My shadow self is a similar sort of experience without the actual experiences, but a similar series of mental thoughts in a meditation of my shadow self brought similar sights to mind.  Past away loved ones, overlooking self (I saw myself looking through me), a sort of silent then apparent fear or horror. Then anxiety and doubt and uncertainty.  Sometimes our minds can magnify the experience if we allow it to become very personal or emotional.  That's what being openminded and remembering you're safe is beneficial to figuring out these experiences.

The first time I ever had an external occurrence in a meditation was when I was 16 and was laying down meditating midday for 2 hours.  I heard a vibrating resonant female voice say 'No Repair' clearly in my mind and to this day I have no idea what that means in any context to anything.

Meditation can be mysterious.
I get the magnetic pull of torso and head, usually feels like I'm receiving energy so by not fighting it you let it in. Always make interesting meditation sessions. That happened to me yesterday, but it never turned out into something scary.
You are your YOUniverse. You fill it completely. So what is there to discover but more of yourself. - Bashar
When one meditates for the first time after a long time, as you mentioned, there is a lot of subconscious build up that needs to be processed. What you describe sounds almost like a bad dream - or at least one where it was too intense to process what was happening. If possible, try to make meditation as regular as you can (every day) and your subconscious will become more adept at processing and communicating in this state.
Thanks! I just want to add that the experience was not necessarily a bad or scary one. Just different from what I had expected to gain through the meditation. You have all helped me to gain new insight on how to approach this and I look forward to continuing this journey. The way many different areas of my life have started to realign show me I am on the right path. Once again, I am so happy to have found this site. Please feel free to continue to share and guide on this forum and I will share and update as I explore, also.
(11-29-2015, 04:41 PM)lily Wrote: [ -> ]
(11-29-2015, 12:51 PM)Bring4th_Jade Wrote: [ -> ]I do think the military service is probably very applicable to how you feel - being taught and told that your body no longer belongs to you is hard to get over. But you are sovereign, your body does belong to you, and the energy you use does, too. So I'd say this is definitely orange ray in nature but also affected by yellow-ray blockages after having been told that you belong to the country to be used, so to speak. I'm not sure what exactly they -say- to you but I don't think it's in any uncertain terms that your body is no longer yours to make decisions about.

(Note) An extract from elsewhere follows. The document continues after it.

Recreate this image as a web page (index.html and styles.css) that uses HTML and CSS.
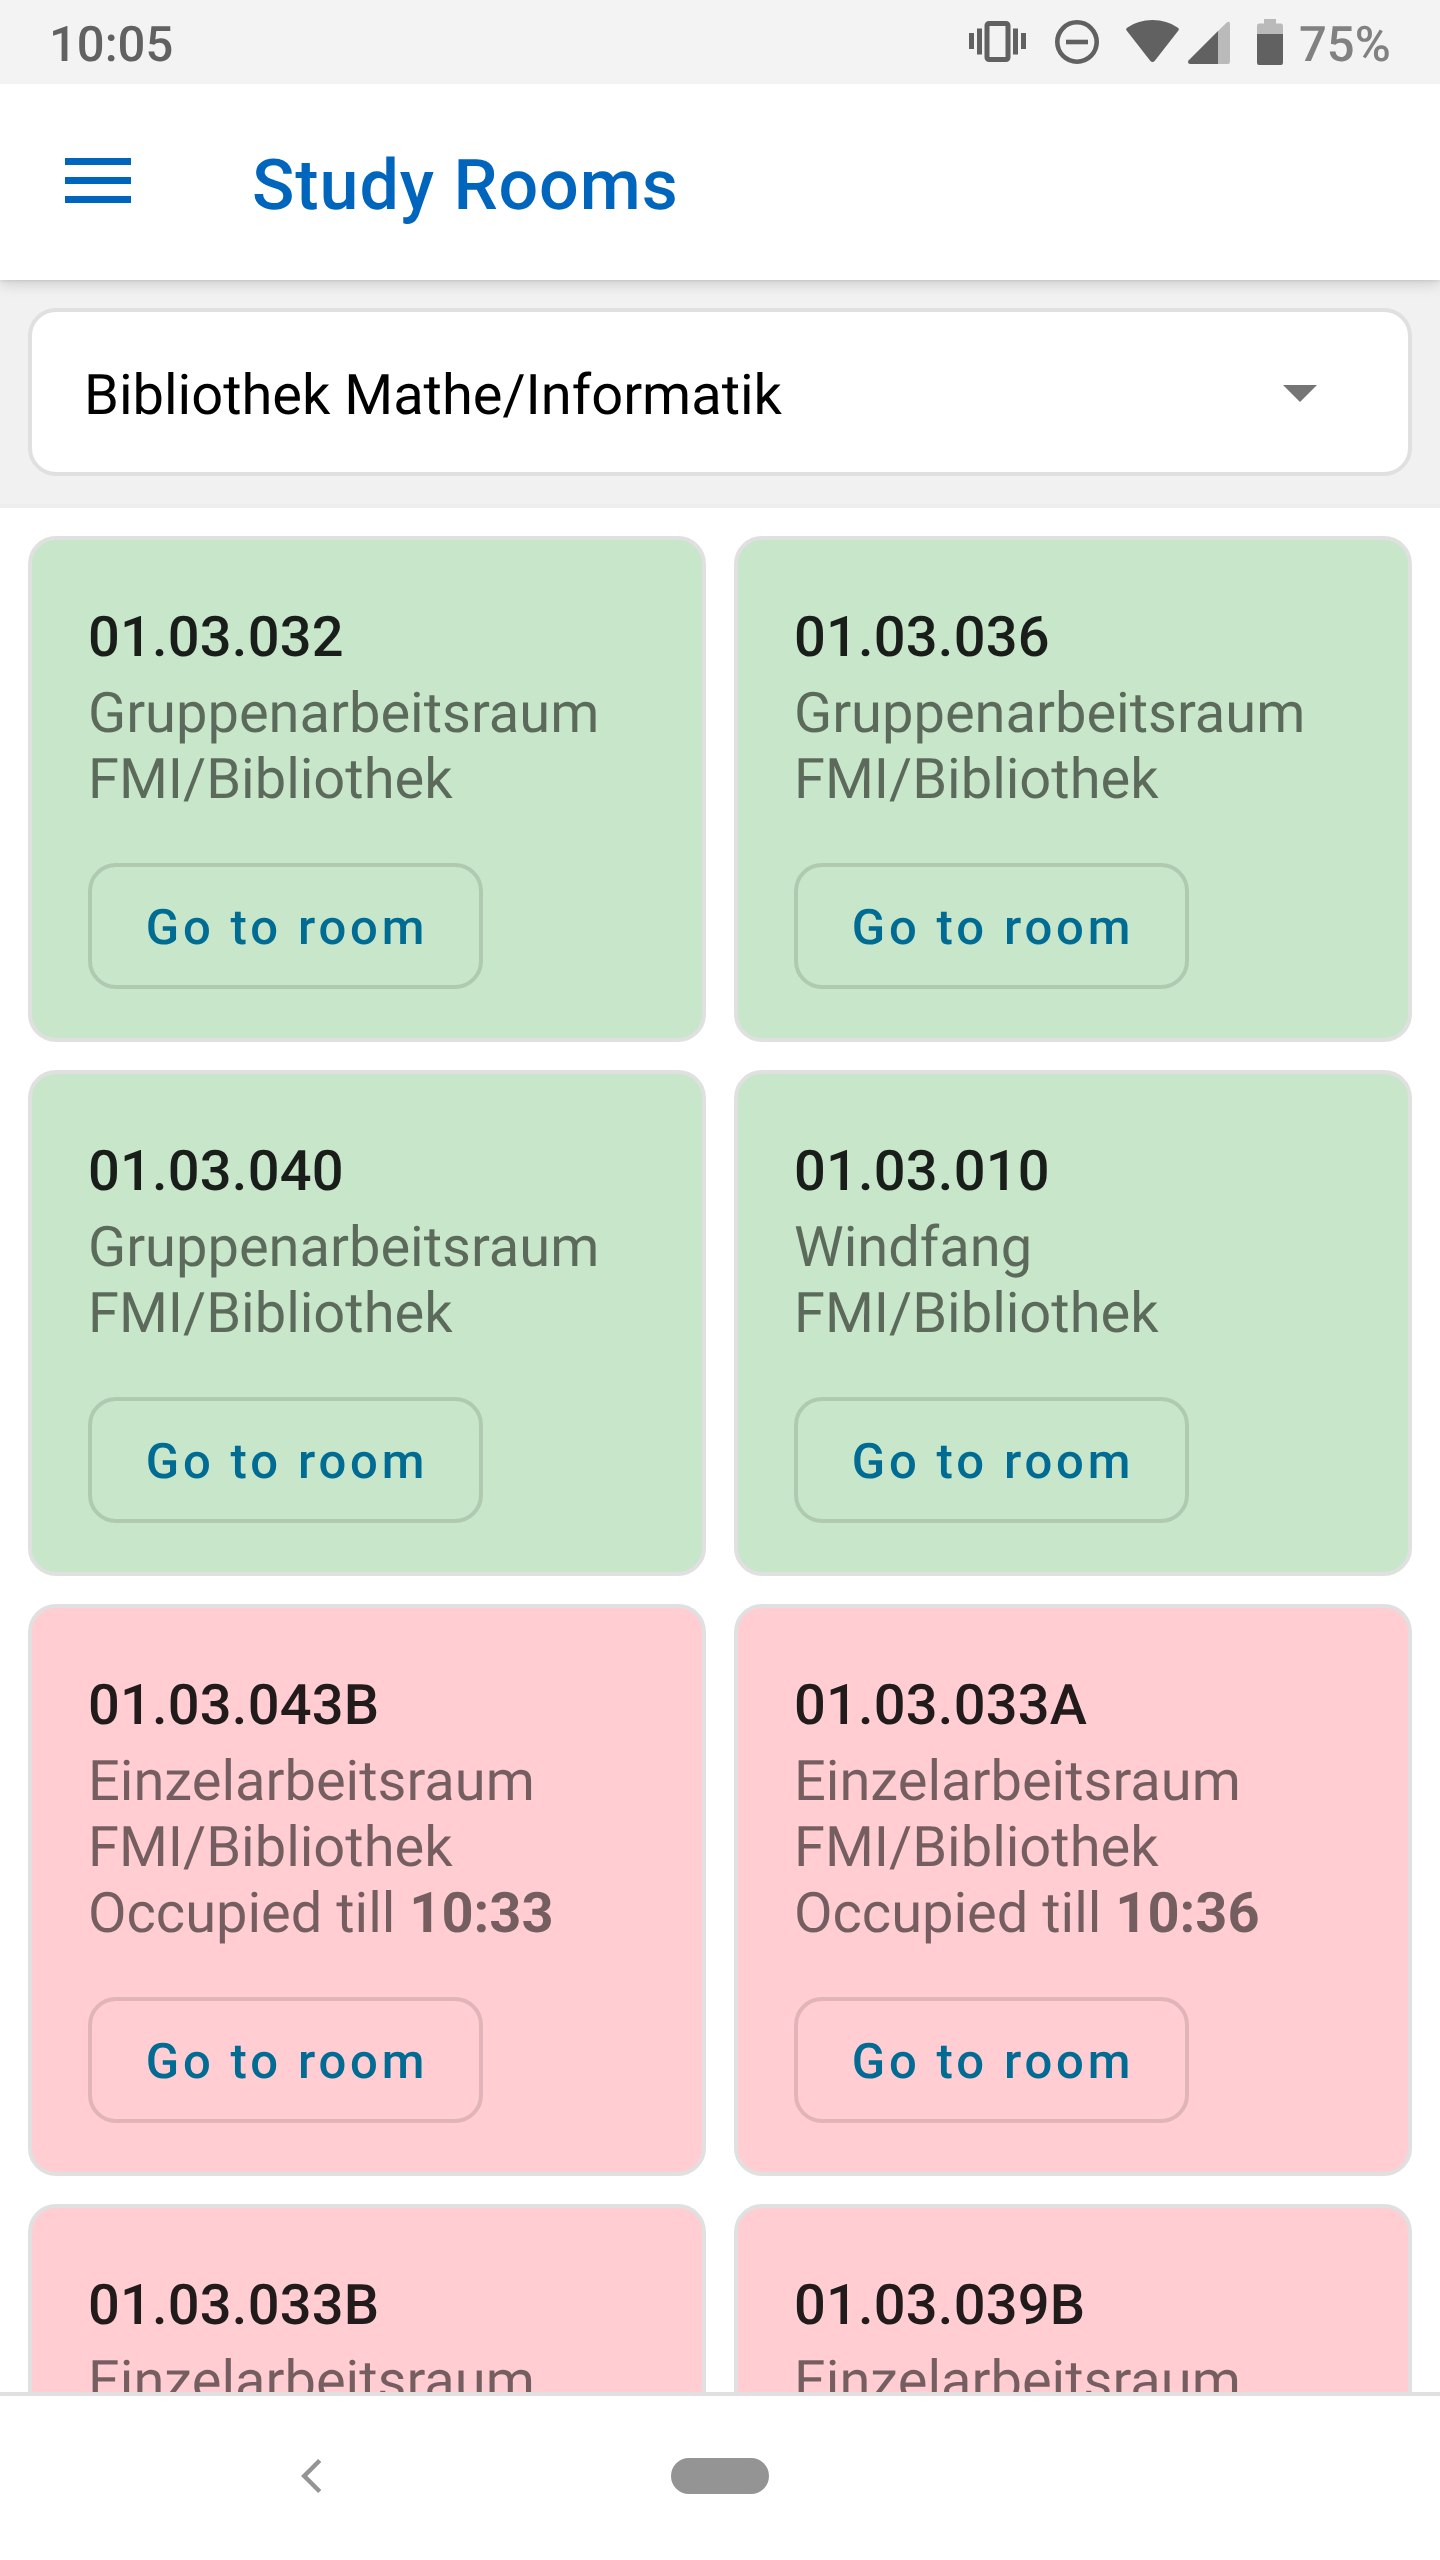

This seems quite accurate to me. The experience I mentioned in my uncertain forum actually dealt with yellow blockage. There is a lot that comes with military experience that change a person on the inside. Which in part can explain my encounter with my shadow self. I think that is partially what I feel in regards to an aversion to physical touch. As in, the parts of me that are so human, the very parts I do not like similar to what The_Tired_Philospher spoke of when he said, "And I still am, not for lack of trying but people... People hurt me. Their ugly attitudes, their pithy excuses to mistreat others. Their gross demeanors. Their theft and madness and cruelty."

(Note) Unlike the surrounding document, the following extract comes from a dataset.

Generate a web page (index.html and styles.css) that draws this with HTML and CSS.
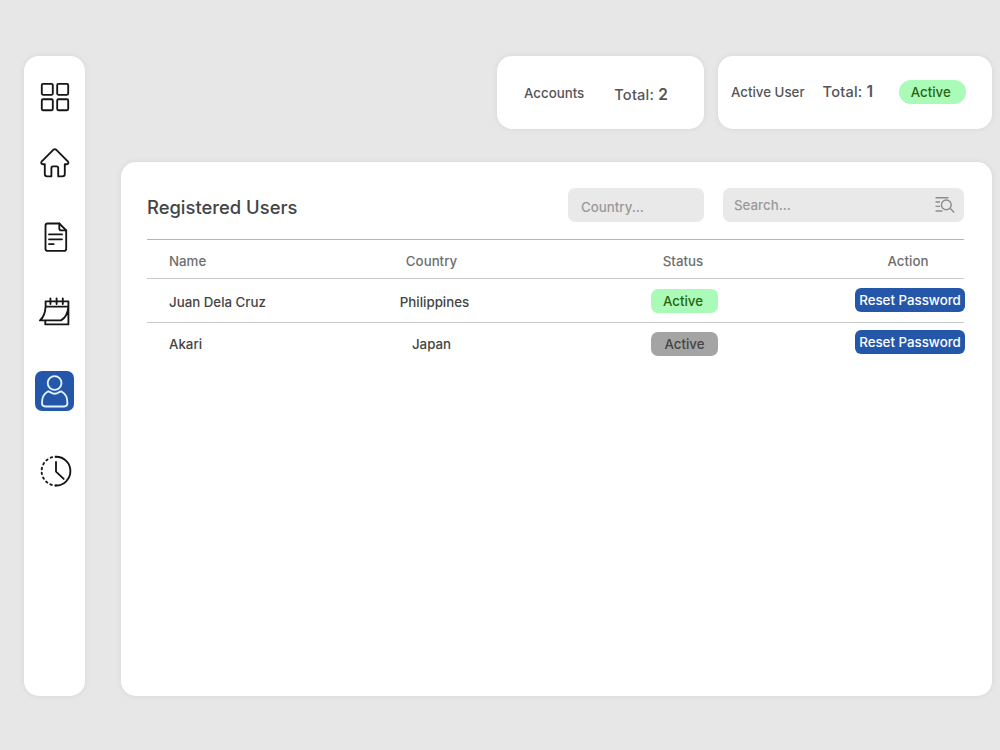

It is that very energy that is real and within me that merges when people get too close. In addition to what would be left of the positive that I tirelessly attempt to hold on to drains effortlessly into another's pitiful esteem. Honestly, I feel more blockage in the green lately and nothing is seen but a feather. This just becomes so frustrating.

Just thought I would share this in this forum. Idk who reads what or anything but I feel like I am missing something and the input on here helps so thanks.
Cool stuff. Sounds like you're about to make a dramatic shift.